Mexican day of the dead ceremonies, the Japanese have beliefs about days where ancestors visit you and you go to temples and touch things to honor the ancestors. You know, the Tibetan rituals of burying the body and the like through water ceremonies and on. It is everywhere in culture and yet they recognize that dying is mysterious. We don’t know, you know, we have theories about it. You go to the next life in Buddhism, et cetera. I was raised in a part of American culture, secular, non-religious, very 20th century, I got none of that. So, I had to discover that in grieving my brother, that around the world, when you watch someone die, it is awe-inspiring, don’t be afraid. You’re going to be grief-stricken and it’s going to be, as boldly argued, human universal in terms of how hard it is. But your mind is, is making sense it’s growing, it’s arriving at new insights about life, and that’s what happened to me. And it was buoyed and strength and inspired by the finding. Around the world when we face death when we face our own death, when we face loved one’s death, it’s filled with wonder. It’s filled with mystery. The mind feels awe and kicks into gear. Of course, it’s horrible, but it is a human truth. And what I learned is as destabilizing as it was, I learned more from it through awe than almost any experience in my life.
TOM: I want to turn to a part of your book. You kind of laid out the arc of your research career. You said you started studying embarrassment and shame, moving to laughter, moving to compassion, gratitude, love. It sounds like there’s, I’m going to draw some plot line, I wonder, was that a personal journey as well as professional journey? Tell me a little bit about that arc. I feel like you can’t map that out when you’re 28 years old, but maybe with some hindsight you see, you see some dots connecting.
DACHER: Oh, my goodness. You’re just creating, the, uh, awe of personal epiphany here, Tom. Thank you. Yeah. You know, the scientific reason is, you know, I do research on emotion have done for 30 years, and, when I saw the list of “basic emotions,” anger, fear, sadness, surprise, disgusted, joy, I was like, come on, there’s a lot more to that. And now, you know, Alan Cowen, our lab, other labs, there are 20 emotions that have this basic set of properties of being sort of elemental mental states as Darwin wrote. When I came out of, you know, postdoc and I had my first job, I started to study the emotions of self-consciousness and in particular failure, if you might say like embarrassment, when we violate social conventions. Shame, when I violated an important standard that is central to my identity and guilt. And I was studying those when I was a young assistant professor. And I was getting rejection letters and bad teaching reviews and stern looks for my senior colleagues and snarky comments and bad mid-career reviews. And I was like, in a constant state of embarrassment and shame, frankly. So, I studied it. And then, you know, I moved to Berkeley and then I had this transcendent experience of children and, touch and play and love and what is, I believe as Ruth Feldman and John Bowlby and our lab and others are saying, and Tomasello, like, these are just the fundamental of so much in the development of being a human is loving children and playing.
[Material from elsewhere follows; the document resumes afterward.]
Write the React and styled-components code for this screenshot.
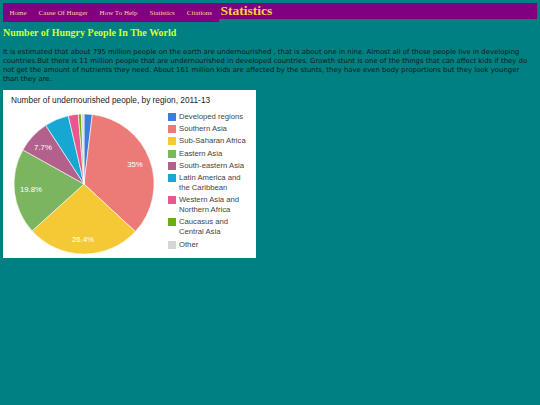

And I started to study, play, and touch and gratitude and love and desire and so forth, just like thinking about attachment. And then, you know, we did that work and compassion and sympathy, which is a fundamental human emotion. And that really was brought about by my encounters with the Tibetan Buddhist, you know, the Dalai Lama, his French translator, Matthieu Ricard and others who just shook my mind. And I’ll never forget the Dalai Lama, in a conversation with him in Canada and he said, compassion is a basic state of the mind. And I was like, what? You know, how can that be? It’s not about greed or, you know, competition. He’s like, no compassion. And, and we did that work that I think lends credence to that view. And then, you know, getting older and the kids moving into their own lives and thinking about, you know, the middle of life, and all the richness of it. I was like, wow, there’s all this transcendence of self that David Yen’s written about, that we’re writing about, that Jennifer Stellar, that is part of who we are as a species. Isn’t it remarkable? As Jane Goodall said, we can become amazed by things outside of the self, and for me it was almost mystical, you know, in the spirit of William James and Transcendent, of how do people develop like this and why does music make me cry? And how in the world is it that when we’re backpacking in the Sierras, I just feel at one with the universe or when I’m chanting with my daughter in a monastery in the Himalayas, and I hear those sounds, and they sound like the divine. What is that? And you know, I’m lucky to be in the science of emotion where we can measure the face and the voice and physiology and goosebumps and the default mode network and what it does and, and there they were to study, awe and bliss and ecstasy and joy wide open and what a privilege.
TOM: I want to put you on the spot with this question. If you had one minute to tell somebody what you learned from your life, how might you, how might you proceed?
DACHER:
I would say that the task of life and the task of human evolution and the task of individual wellbeing is to connect to things that are larger than the self. And I think that’s what awe it does is opens your mind and there are so many large systems around you.
The language we’re using right now, Tom is a system that’s been evolving for millions of years. It’s remarkable what it gives to us. So, find the larger things in life that give you goosebumps and go after those with force and you’ll be okay.
TOM:Â I think that pretty well articulates the message of your book as well, having read it.
DACHER: Yeah, it is. It’s where I close, you know, like that is the point of awe is we have to connect to communities, we have to connect to ecosystems, we have to connect to cultural systems. Awe is our pathway, our conduit to finding those things that, that really will bring us that kind of meaning.